Provide an exact copy of the lines from the beginning of the records through the line that includes "import React from", and of no others.

-- BEGIN --

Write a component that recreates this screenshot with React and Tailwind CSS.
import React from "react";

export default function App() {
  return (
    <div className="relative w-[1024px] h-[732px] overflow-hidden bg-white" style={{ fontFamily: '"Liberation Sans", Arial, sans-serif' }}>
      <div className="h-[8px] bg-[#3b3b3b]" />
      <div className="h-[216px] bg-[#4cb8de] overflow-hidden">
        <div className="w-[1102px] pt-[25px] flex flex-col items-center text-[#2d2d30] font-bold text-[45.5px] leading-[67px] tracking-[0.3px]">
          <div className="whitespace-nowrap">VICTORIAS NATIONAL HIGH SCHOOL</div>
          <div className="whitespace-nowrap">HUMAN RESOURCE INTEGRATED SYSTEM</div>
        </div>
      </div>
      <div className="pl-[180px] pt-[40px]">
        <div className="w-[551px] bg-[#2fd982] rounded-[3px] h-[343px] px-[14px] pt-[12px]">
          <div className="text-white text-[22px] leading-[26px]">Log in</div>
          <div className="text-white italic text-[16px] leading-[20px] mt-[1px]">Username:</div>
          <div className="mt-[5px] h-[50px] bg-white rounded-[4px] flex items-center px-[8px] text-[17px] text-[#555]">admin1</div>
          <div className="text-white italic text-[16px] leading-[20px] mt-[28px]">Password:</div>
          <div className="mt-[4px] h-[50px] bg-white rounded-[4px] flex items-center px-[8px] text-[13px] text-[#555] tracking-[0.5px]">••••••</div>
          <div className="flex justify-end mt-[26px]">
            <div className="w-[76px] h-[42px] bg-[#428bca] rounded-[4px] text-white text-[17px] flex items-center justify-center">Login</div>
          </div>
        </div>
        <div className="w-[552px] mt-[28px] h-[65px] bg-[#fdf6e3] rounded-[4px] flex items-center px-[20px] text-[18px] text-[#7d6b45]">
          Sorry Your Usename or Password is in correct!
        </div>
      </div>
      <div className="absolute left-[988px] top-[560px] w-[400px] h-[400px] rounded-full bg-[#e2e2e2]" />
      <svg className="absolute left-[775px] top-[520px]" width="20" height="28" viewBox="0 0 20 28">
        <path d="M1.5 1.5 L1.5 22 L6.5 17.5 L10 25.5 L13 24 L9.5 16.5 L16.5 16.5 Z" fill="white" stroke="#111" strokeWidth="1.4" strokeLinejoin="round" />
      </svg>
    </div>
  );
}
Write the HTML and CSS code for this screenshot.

-- END --

RESULT BELOW:
Write a component that recreates this screenshot with React and Tailwind CSS.
import React from "react";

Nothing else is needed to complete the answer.